Work required
Check every line below for the word "page" and show those that hold it.

-- Source excerpt start --

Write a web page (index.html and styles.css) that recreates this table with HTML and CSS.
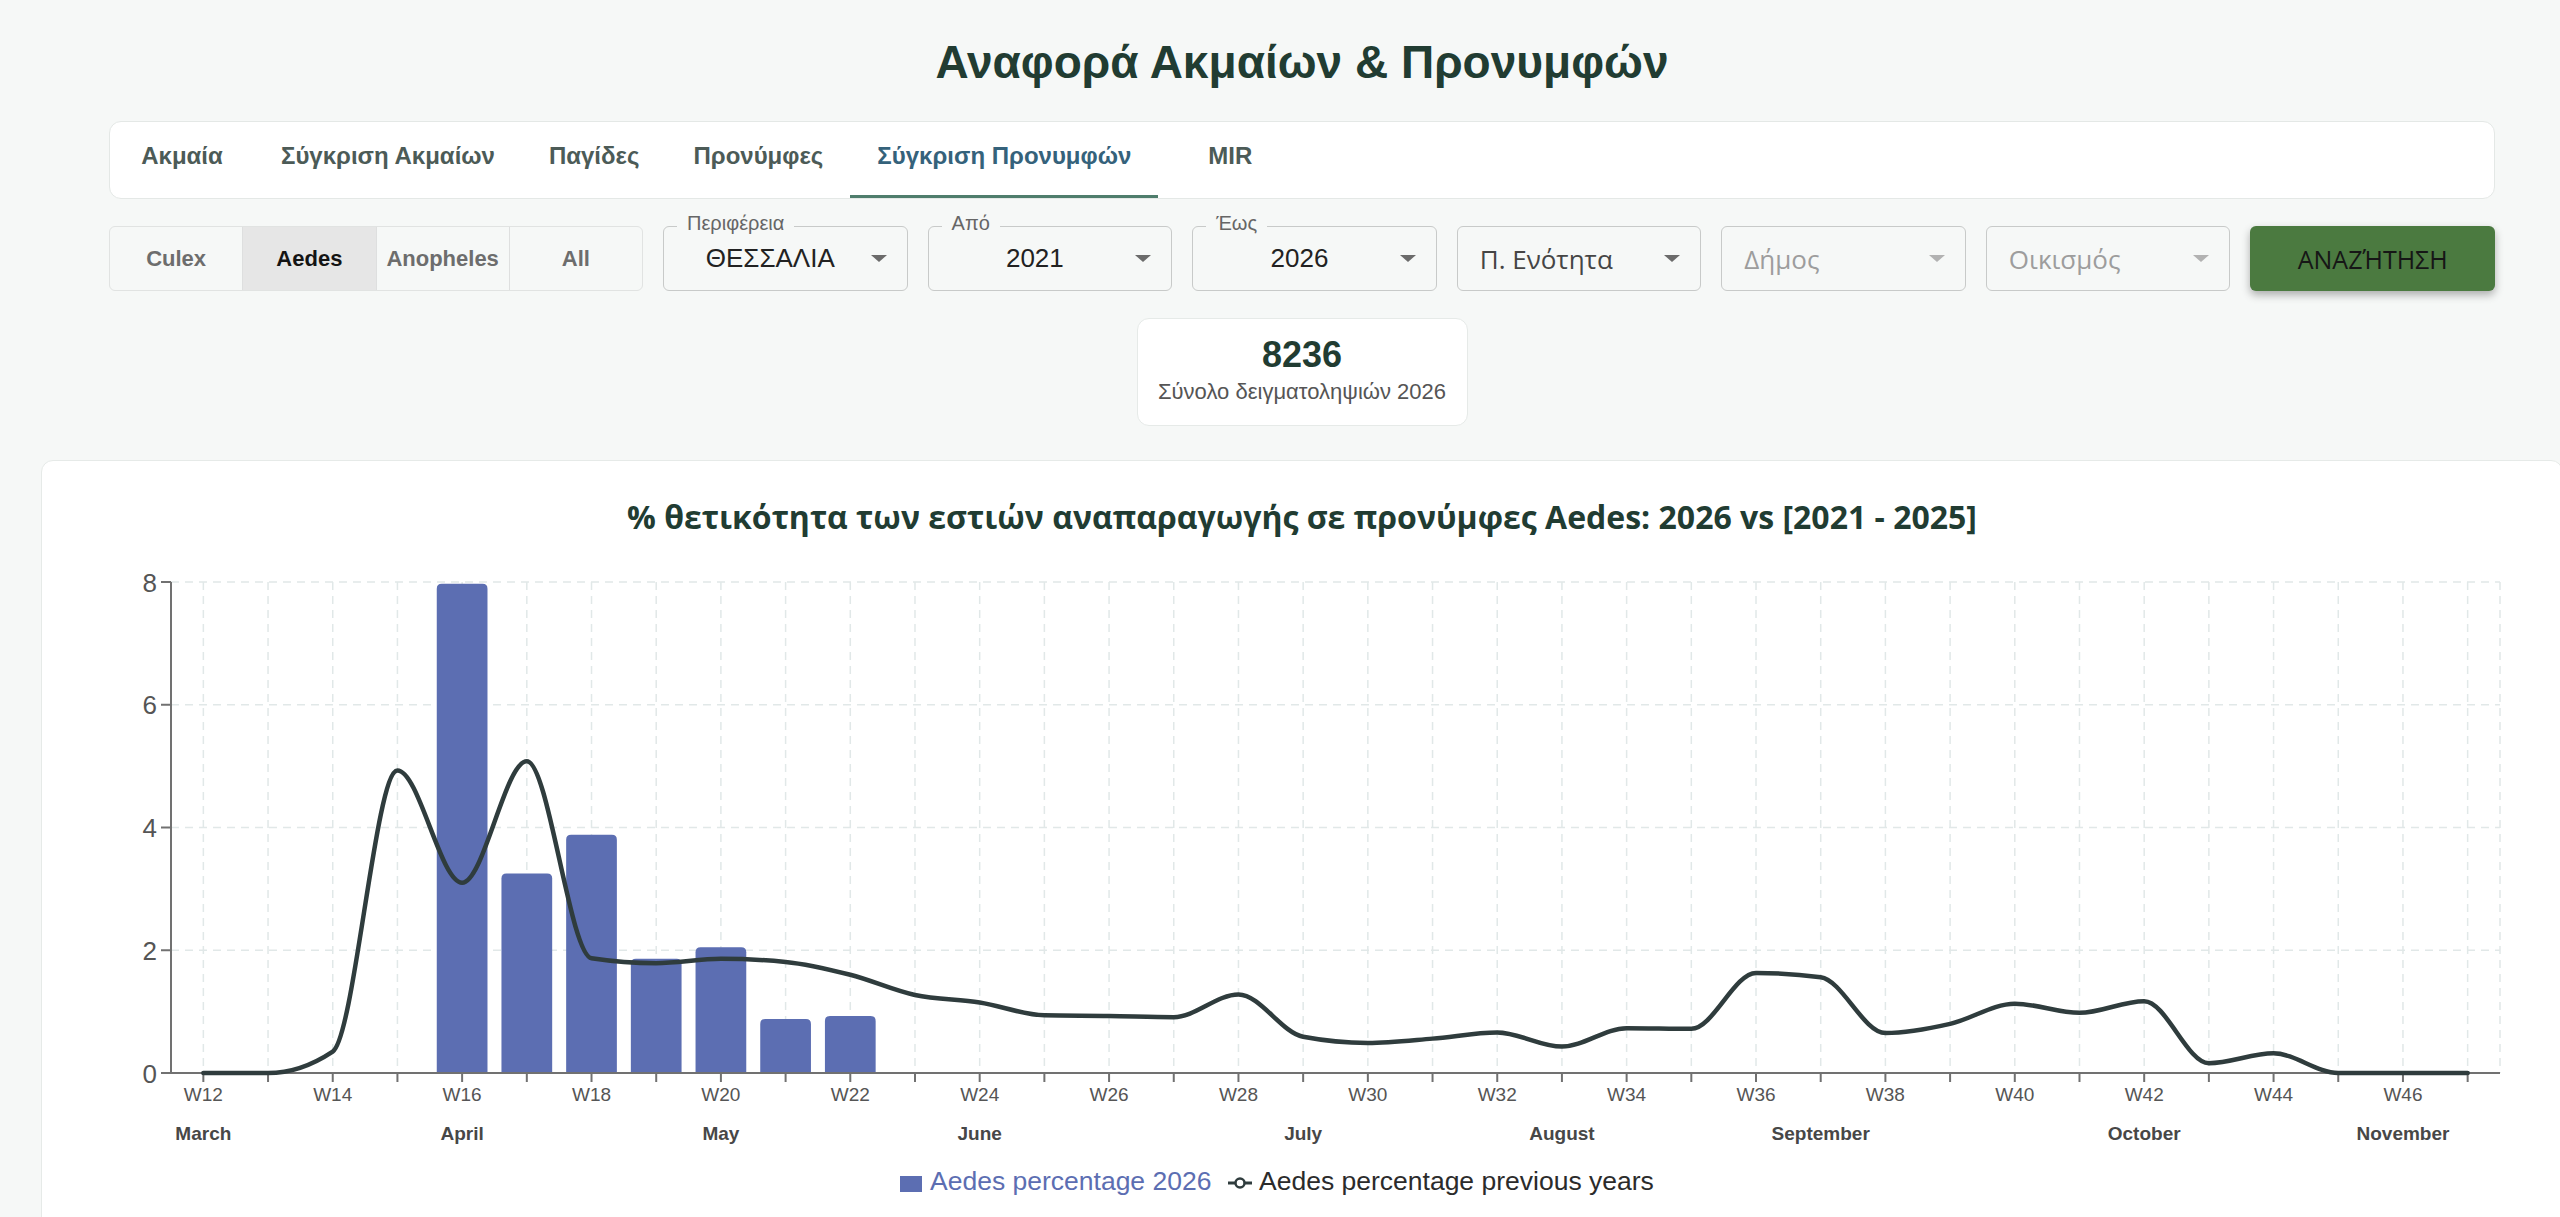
FILE: index.html
```html
<!DOCTYPE html>
<html lang="el">
<head>
<meta charset="utf-8">
<title>Αναφορά Ακμαίων &amp; Προνυμφών</title>
<link rel="stylesheet" href="styles.css">
</head>
<body>
<div class="page">
  <h1 class="page-title">Αναφορά Ακμαίων &amp; Προνυμφών</h1>
  <div class="container">
    <nav class="tabs">
      <a class="tab">Ακμαία</a>
      <a class="tab">Σύγκριση Ακμαίων</a>
      <a class="tab">Παγίδες</a>
      <a class="tab">Προνύμφες</a>
      <a class="tab tab-active">Σύγκριση Προνυμφών</a>
      <a class="tab">MIR</a>
    </nav>

    <div class="filters">
      <div class="segmented">
        <button class="seg">Culex</button>
        <button class="seg seg-active">Aedes</button>
        <button class="seg">Anopheles</button>
        <button class="seg">All</button>
      </div>
      <div class="select">
        <span class="select-label">Περιφέρεια</span>
        <span class="select-value">ΘΕΣΣΑΛΙΑ</span>
        <span class="caret"></span>
      </div>
      <div class="select">
        <span class="select-label">Από</span>
        <span class="select-value">2021</span>
        <span class="caret"></span>
      </div>
      <div class="select">
        <span class="select-label">Έως</span>
        <span class="select-value">2026</span>
        <span class="caret"></span>
      </div>
      <div class="select">
        <span class="select-placeholder">Π. Ενότητα</span>
        <span class="caret"></span>
      </div>
      <div class="select is-disabled">
        <span class="select-placeholder">Δήμος</span>
        <span class="caret"></span>
      </div>
      <div class="select is-disabled">
        <span class="select-placeholder">Οικισμός</span>
        <span class="caret"></span>
      </div>
      <button class="search-btn">ΑΝΑΖΉΤΗΣΗ</button>
    </div>

    <div class="stat-card">
      <div class="stat-value">8236</div>
      <div class="stat-label">Σύνολο δειγματοληψιών 2026</div>
    </div>
  </div>

  <section class="chart-card">
    <h2 class="chart-title">% θετικότητα των εστιών αναπαραγωγής σε προνύμφες Aedes: 2026 vs [2021 - 2025]</h2>
    <svg id="chart" class="chart" width="2520" height="700" xmlns="http://www.w3.org/2000/svg"></svg>
  </section>
</div>
<script src="chart.js"></script>
</body>
</html>
```

FILE: styles.css
```css
* { box-sizing: border-box; }
html, body { margin: 0; padding: 0; }
body {
  background: #f6f8f7;
  overflow: hidden;
  font-family: "Liberation Sans", Arial, sans-serif;
  color: #222;
}
.page { width: 2604px; padding-top: 35px; }
.page-title {
  margin: 0 0 32px;
  text-align: center;
  font-size: 46px;
  line-height: 54px;
  font-weight: 700;
  color: #213c32;
}
.container { width: 2386px; margin: 0 auto; }

/* tabs */
.tabs {
  display: flex;
  height: 78px;
  background: #fff;
  border: 1px solid #e4e8e6;
  border-radius: 12px;
}
.tab {
  display: flex;
  align-items: center;
  justify-content: center;
  min-width: 144px;
  height: 76px;
  padding: 0 27px 5px;
  border-bottom: 3px solid transparent;
  font-size: 24px;
  font-weight: 700;
  color: #4c5b57;
  text-decoration: none;
  white-space: nowrap;
}
.tab-active { color: #35627b; border-bottom-color: #4f7d6c; }

/* filters */
.filters {
  display: grid;
  grid-template-columns: 534px repeat(7, 1fr);
  gap: 20px;
  height: 65px;
  margin-top: 27px;
}
.segmented {
  display: flex;
  border: 1px solid #e1e3e2;
  border-radius: 6px;
  overflow: hidden;
}
.seg {
  flex: 1 1 0;
  border: 0;
  border-left: 1px solid #dedfdf;
  background: transparent;
  padding: 0;
  font: 700 22px "Liberation Sans", Arial, sans-serif;
  color: #6d6d6d;
}
.seg:first-child { border-left: 0; }
.seg-active { background: #e6e6e6; color: #141414; }

.select {
  position: relative;
  display: flex;
  align-items: center;
  gap: 8px;
  padding: 0 20px 0 14px;
  border: 1px solid #c8cac9;
  border-radius: 6px;
}
.select-label {
  position: absolute;
  top: -14px;
  left: 13px;
  padding: 0 10px;
  background: #f6f8f7;
  font-size: 20px;
  line-height: 20px;
  color: #666;
}
.select-value {
  flex: 1;
  text-align: center;
  font-size: 26px;
  color: #222;
}
.select-placeholder {
  flex: 1;
  padding-left: 8px;
  font-family: "Open Sans", "Liberation Sans", sans-serif;
  font-size: 26px;
  color: #454545;
}
.is-disabled .select-placeholder { color: #9d9d9d; }
.caret {
  flex: none;
  width: 0;
  height: 0;
  border-left: 8.5px solid transparent;
  border-right: 8.5px solid transparent;
  border-top: 7px solid #6b6b6b;
}
.is-disabled .caret { border-top-color: #b2b2b2; }
.search-btn {
  border: 0;
  border-radius: 6px;
  background: #4b7a40;
  box-shadow: 0 4px 8px rgba(0, 0, 0, 0.3);
  font: 400 25px "Open Sans", "Liberation Sans", sans-serif;
  color: #161616;
}

/* stat */
.stat-card {
  width: 331px;
  height: 108px;
  margin: 27px auto 0;
  background: #fff;
  border: 1px solid #e6eae8;
  border-radius: 12px;
  display: flex;
  flex-direction: column;
  align-items: center;
  padding-top: 16px;
}
.stat-value { font-size: 36px; line-height: 40px; font-weight: 700; color: #213c32; }
.stat-label { margin-top: 4px; font-size: 22px; line-height: 26px; color: #555; }

/* chart */
.chart-card {
  width: 2522px;
  height: 780px;
  margin: 34px auto 0;
  background: #fff;
  border: 1px solid #e6eae8;
  border-radius: 12px;
}
.chart-title {
  margin: 0;
  padding-top: 36px;
  text-align: center;
  font: 700 32px/40px "Open Sans", "Liberation Sans", sans-serif;
  color: #213c32;
}
.chart { display: block; }
.chart .grid { stroke: #e1e8e8; stroke-width: 1.5; stroke-dasharray: 8 6; }
.chart .axis { stroke: #717171; stroke-width: 2; fill: none; }
.chart .bar { fill: #5c6eb2; }
.chart .line { stroke: #2f3c3d; stroke-width: 4.5; fill: none; stroke-linejoin: round; stroke-linecap: round; }
.chart .ylab { font: 26px "Liberation Sans", Arial, sans-serif; fill: #555; }
.chart .xlab { font: 19px "Liberation Sans", Arial, sans-serif; fill: #555; }
.chart .mlab { font: 700 19px "Liberation Sans", Arial, sans-serif; fill: #474747; }
.chart .leg-bar { font: 26.5px "Liberation Sans", Arial, sans-serif; fill: #5c6eb2; }
.chart .leg-line { font: 26.5px "Liberation Sans", Arial, sans-serif; fill: #2b2b2b; }
.chart .leg-dot { fill: #fff; stroke: #2f3c3d; stroke-width: 2.5; }
.chart .leg-stroke { stroke: #2f3c3d; stroke-width: 3; }
```

FILE: chart.js
```js
(function () {
  var NS = 'http://www.w3.org/2000/svg';
  var svg = document.getElementById('chart');
  var top = Math.round(svg.getBoundingClientRect().top + window.scrollY);
  var left = Math.round(svg.getBoundingClientRect().left + window.scrollX);
  var g = document.createElementNS(NS, 'g');
  g.setAttribute('transform', 'translate(' + (-left) + ',' + (-top) + ')');
  svg.appendChild(g);

  function el(tag, attrs, text) {
    var e = document.createElementNS(NS, tag);
    for (var k in attrs) e.setAttribute(k, attrs[k]);
    if (text != null) e.textContent = text;
    g.appendChild(e);
    return e;
  }

  var X0 = 171, X1 = 2500, Y0 = 1073, Y8 = 582;
  var N = 36; // W12..W47
  var band = (X1 - X0) / N;
  var unit = (Y0 - Y8) / 8;
  function cx(i) { return X0 + (i + 0.5) * band; }
  function cy(v) { return Y0 - v * unit; }

  var line = [0, 0, 0.35, 4.93, 3.1, 5.08, 1.87, 1.79, 1.86, 1.81, 1.6, 1.27,
              1.15, 0.94, 0.93, 0.91, 1.28, 0.59, 0.49, 0.56, 0.66, 0.43, 0.73, 0.72,
              1.63, 1.56, 0.65, 0.8, 1.13, 0.98, 1.17, 0.16, 0.32, 0, 0, 0];
  var bars = {4: 7.97, 5: 3.25, 6: 3.88, 7: 1.86, 8: 2.05, 9: 0.88, 10: 0.93};

  var i, v;
  // grid
  for (v = 2; v <= 8; v += 2) el('line', {x1: X0, x2: X1, y1: cy(v), y2: cy(v), 'class': 'grid'});
  for (i = 0; i < N; i++) el('line', {x1: cx(i), x2: cx(i), y1: Y8, y2: Y0, 'class': 'grid'});
  el('line', {x1: X1, x2: X1, y1: Y8, y2: Y0, 'class': 'grid'});

  // bars
  var bw = band * 0.784, r = 5;
  for (var key in bars) {
    var idx = +key, val = bars[key];
    var x = cx(idx) - bw / 2, y = cy(val);
    var d = 'M' + x + ',' + Y0 + 'V' + (y + r) + 'Q' + x + ',' + y + ' ' + (x + r) + ',' + y +
            'H' + (x + bw - r) + 'Q' + (x + bw) + ',' + y + ' ' + (x + bw) + ',' + (y + r) +
            'V' + Y0 + 'Z';
    el('path', {d: d, 'class': 'bar'});
  }

  // axes
  el('line', {x1: X0, x2: X0, y1: Y8, y2: Y0, 'class': 'axis'});
  el('line', {x1: X0, x2: X1, y1: Y0, y2: Y0, 'class': 'axis'});
  for (v = 0; v <= 8; v += 2) {
    el('line', {x1: X0 - 10, x2: X0, y1: cy(v), y2: cy(v), 'class': 'axis'});
    el('text', {x: 157, y: cy(v) + 9.5, 'text-anchor': 'end', 'class': 'ylab'}, String(v));
  }
  for (i = 0; i < N; i++) {
    el('line', {x1: cx(i), x2: cx(i), y1: Y0, y2: Y0 + 9, 'class': 'axis'});
    if (i % 2 === 0) el('text', {x: cx(i), y: 1100.5, 'text-anchor': 'middle', 'class': 'xlab'}, 'W' + (12 + i));
  }
  var months = [[0, 'March'], [4, 'April'], [8, 'May'], [12, 'June'], [17, 'July'],
                [21, 'August'], [25, 'September'], [30, 'October'], [34, 'November']];
  months.forEach(function (m) {
    el('text', {x: cx(m[0]), y: 1139.5, 'text-anchor': 'middle', 'class': 'mlab'}, m[1]);
  });

  // monotone X line
  var n = line.length, h = band;
  var px = [], py = [];
  for (i = 0; i < n; i++) { px.push(cx(i)); py.push(cy(line[i])); }
  var s = [];
  for (i = 0; i < n - 1; i++) s.push((py[i + 1] - py[i]) / h);
  var t = [];
  for (i = 1; i < n - 1; i++) {
    var s0 = s[i - 1], s1 = s[i], p = (s0 + s1) / 2;
    t[i] = (Math.sign(s0) + Math.sign(s1)) * Math.min(Math.abs(s0), Math.abs(s1), 0.5 * Math.abs(p)) || 0;
  }
  t[0] = (3 * s[0] - t[1]) / 2;
  t[n - 1] = (3 * s[n - 2] - t[n - 2]) / 2;
  var path = 'M' + px[0] + ',' + py[0];
  for (i = 0; i < n - 1; i++) {
    path += 'C' + (px[i] + h / 3) + ',' + (py[i] + h * t[i] / 3) + ' ' +
            (px[i + 1] - h / 3) + ',' + (py[i + 1] - h * t[i + 1] / 3) + ' ' +
            px[i + 1] + ',' + py[i + 1];
  }
  el('path', {d: path, 'class': 'line'});

  // legend
  el('rect', {x: 900, y: 1176, width: 22, height: 16, 'class': 'bar'});
  el('text', {x: 930, y: 1190, 'class': 'leg-bar'}, 'Aedes percentage 2026');
  el('line', {x1: 1228, x2: 1252, y1: 1183, y2: 1183, 'class': 'leg-stroke'});
  el('circle', {cx: 1240, cy: 1183, r: 4.5, 'class': 'leg-dot'});
  el('text', {x: 1259, y: 1190, 'class': 'leg-line'}, 'Aedes percentage previous years');
})();
```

-- Source excerpt end --

Solution to this task
Write a web page (index.html and styles.css) that recreates this table with HTML and CSS.
<div class="page">
  <h1 class="page-title">Αναφορά Ακμαίων &amp; Προνυμφών</h1>
.page { width: 2604px; padding-top: 35px; }
.page-title {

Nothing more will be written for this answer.